Traductora española de ensayo y humanidades en lengua
francesa, además de profesora de traducción en la
Universidad Pontificia Comillas
de Madrid y traductora e intérprete jurada, Alicia Martorell publicó hoy,
en El Trujamán, la siguiente columna sobre a un tema que a todos los
traductores interesa. Nos regocija saber que no se menciona al DRAE, que, como
Borges solía decir, es “un cementerio de palabras”
El orden alfabético
He pasado la mayor parte de mi
vida profesional coleccionando diccionarios: las visitas a las secciones
especializadas de las librerías y a los libreros de viejo han constituido
durante años seña de identidad y signo de reconocimiento entre colegas.
Los tengo de los
temas más variados: textiles, arquitectura, matemáticas, cine, meteorología,
informática… Llenan más de dos metros lineales de librería.
Sin embargo,
tengo que reconocer que ya casi no uso la mayoría de ellos.
Los veo en los estantes
acumulando polvo y me duelen las horas pasadas acaparando, descubriendo en
rincones ignotos, transportando y clasificando esos sacos cargados de palabras,
pero mis hábitos de trabajo han cambiado.
Los bilingües,
salvo excepciones (que casi siempre son glosarios normativos o algunos pocos de
estructura y calidad excepcional), se quedaron hace mucho en la cuneta. ¿Cómo
va a ser posible casar dos términos en dos idiomas sin contexto y sin
definiciones, sin fuentes y sin referencias? En otros tiempos, no había otra
cosa, así que no me horrorizaba como ahora aceptar que dos términos
significaban lo mismo sin saber ni siquiera qué significaban.
Otros simplemente
se han quedado obsoletos, pero eso ya es más normal: las técnicas evolucionan o
simplemente desaparecen y son sustituidas por otras.
Otros, que quizá
fueron mi única guía para un tema determinado, demostraron con el tiempo su
carácter cojitranco. Ahora los miro y me pregunto cómo no vi que no valían un
pimiento. Quizá por eso: porque no tenía otra cosa.
Algunos los sigo
usando tanto como antes: son los diccionarios enciclopédicos, los que son
autoridad en un tema determinado, los más especializados. Todos son monolingües
sin excepción y tratan de botánica, filosofía, historia, conceptos jurídicos,
mitología… Hace mucho que les hice el honor de sacarlos del estante de los
diccionarios y colocarlos en el estante de su especialidad, que es donde deben
estar.
También conservo
y sigo usando todos los días los diccionarios de la lengua pero, salvo el María
Moliner, que prefiero en la edición previa al innecesario lavado de cara, todos
se pueden consultar en línea.
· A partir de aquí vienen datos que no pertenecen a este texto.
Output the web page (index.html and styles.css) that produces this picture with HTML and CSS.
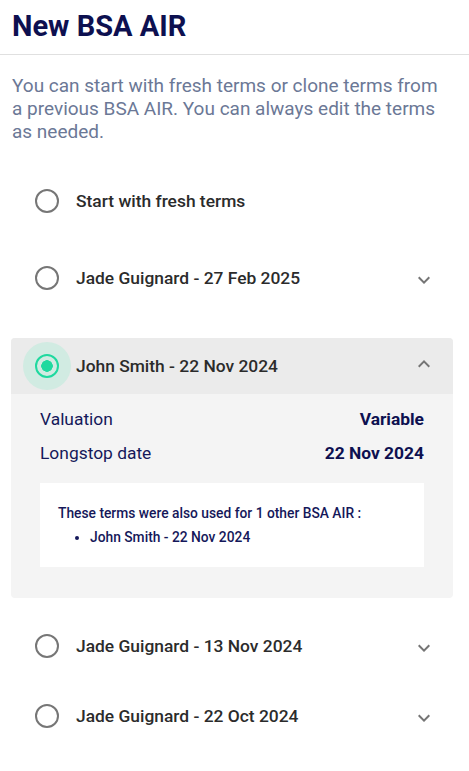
FILE: index.html
```html
<!DOCTYPE html>
<html lang="en">
<head>
    <meta charset="UTF-8">
    <meta name="viewport" content="width=device-width, initial-scale=1.0">
    <title>New BSA AIR</title>
    <link rel="stylesheet" href="styles.css">
</head>
<body>
    <!-- Header -->
    <header class="page-header">
        <h1>New BSA AIR</h1>
    </header>

    <p class="intro">You can start with fresh terms or clone terms from a previous BSA AIR. You can always edit the terms as needed.</p>

    <!-- Term options -->
    <div class="options">
        <div class="option option-first">
            <span class="radio"><span class="radio-ring"></span></span>
            <span class="option-label">Start with fresh terms</span>
        </div>

        <div class="option option-second">
            <span class="radio"><span class="radio-ring"></span></span>
            <span class="option-label">Jade Guignard - 27 Feb 2025</span>
            <svg class="chevron" viewBox="0 0 24 24"><path d="M16.59 8.59 12 13.17 7.41 8.59 6 10l6 6 6-6z"/></svg>
        </div>

        <div class="option-card">
            <div class="option option-open">
                <span class="radio checked"><span class="radio-ring"></span></span>
                <span class="option-label">John Smith - 22 Nov 2024</span>
                <svg class="chevron" viewBox="0 0 24 24"><path d="M12 8l-6 6 1.41 1.41L12 10.83l4.59 4.58L18 14z"/></svg>
            </div>
            <div class="details">
                <div class="detail-row">
                    <span>Valuation</span>
                    <strong>Variable</strong>
                </div>
                <div class="detail-row">
                    <span>Longstop date</span>
                    <strong>22 Nov 2024</strong>
                </div>
                <div class="note">
                    <p>These terms were also used for 1 other BSA AIR :</p>
                    <ul>
                        <li>John Smith - 22 Nov 2024</li>
                    </ul>
                </div>
            </div>
        </div>

        <div class="option option-after">
            <span class="radio"><span class="radio-ring"></span></span>
            <span class="option-label">Jade Guignard - 13 Nov 2024</span>
            <svg class="chevron" viewBox="0 0 24 24"><path d="M16.59 8.59 12 13.17 7.41 8.59 6 10l6 6 6-6z"/></svg>
        </div>

        <div class="option option-last">
            <span class="radio"><span class="radio-ring"></span></span>
            <span class="option-label">Jade Guignard - 22 Oct 2024</span>
            <svg class="chevron" viewBox="0 0 24 24"><path d="M16.59 8.59 12 13.17 7.41 8.59 6 10l6 6 6-6z"/></svg>
        </div>
    </div>
</body>
</html>
```

FILE: styles.css
```css
body {
    margin: 0;
    font-family: Roboto, 'Liberation Sans', sans-serif;
    background-color: #ffffff;
    color: #2b2b2b;
}

.page-header {
    border-bottom: 1px solid #e0e0e0;
    padding: 8px 12px 10px;
}

.page-header h1 {
    margin: 0;
    font-size: 29px;
    line-height: 36px;
    font-weight: 700;
    color: #0d1050;
}

.intro {
    margin: 19px 20px 0 12px;
    font-size: 19px;
    line-height: 23px;
    color: #6b7896;
}

.options {
    margin: 30px 16px 0 11px;
}

.option {
    display: flex;
    align-items: center;
    height: 56px;
    padding: 0 17px 0 12px;
}

.option-second {
    margin-top: 21px;
}

.option-card {
    margin-top: 32px;
    background: #f4f4f4;
    border-radius: 4px;
    overflow: hidden;
}

.option-open {
    background: #ebebeb;
}

.option-after {
    margin-top: 20px;
}

.option-last {
    margin-top: 14px;
}

.radio {
    display: flex;
    align-items: center;
    justify-content: center;
    width: 48px;
    height: 48px;
    border-radius: 50%;
    flex-shrink: 0;
}

.radio-ring {
    box-sizing: border-box;
    width: 24px;
    height: 24px;
    border: 2px solid #767676;
    border-radius: 50%;
}

.radio.checked {
    background: #d1ebe2;
}

.radio.checked .radio-ring {
    border-color: #1fd99f;
    background: radial-gradient(circle, #1fd99f 0 5.5px, transparent 6px);
}

.option-label {
    flex: 1;
    margin-left: 5px;
    font-size: 17.4px;
    font-weight: 500;
    color: #2b2b2b;
}

.chevron {
    width: 24px;
    height: 24px;
    fill: #757575;
    margin-top: 4px;
}

.option-open .chevron {
    margin-top: -4px;
}

.details {
    padding: 8px 29px 31px;
    color: #15185a;
}

.detail-row {
    display: flex;
    justify-content: space-between;
    align-items: center;
    height: 34px;
    font-size: 17.4px;
}

.detail-row strong {
    font-weight: 700;
    color: #0d1050;
}

.note {
    margin-top: 13px;
    background: #ffffff;
    padding: 21px 18px 21px;
    font-size: 13.8px;
    font-weight: 500;
    color: #15185a;
}

.note p {
    margin: 0;
    line-height: 18px;
}

.note ul {
    margin: 6px 0 0;
    padding-left: 32px;
}

.note li {
    line-height: 18px;
}
```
Los de carácter lingüístico: etimológicos, de
sinónimos, de anglicismos, de términos griegos o latinos, de topónimos… también
son herramientas cotidianas.
Y el más querido,
el de todos los días, el que me ayuda a escribir mejor, a ampliar mi
vocabulario, a despegarme del original: el Corripio. Ya lo he comprado tres
veces porque el uso constante lo desloma, pero si tuviera que llevarme un
diccionario a una isla desierta es sin duda el que elegiría.
Quizá es que ya
no busco por orden alfabético las palabras que necesito para trabajar: las trato
de capturar allí donde están pastando con sus semejantes, en los manuales, en
los croquis, en los libros de consulta: en su contexto.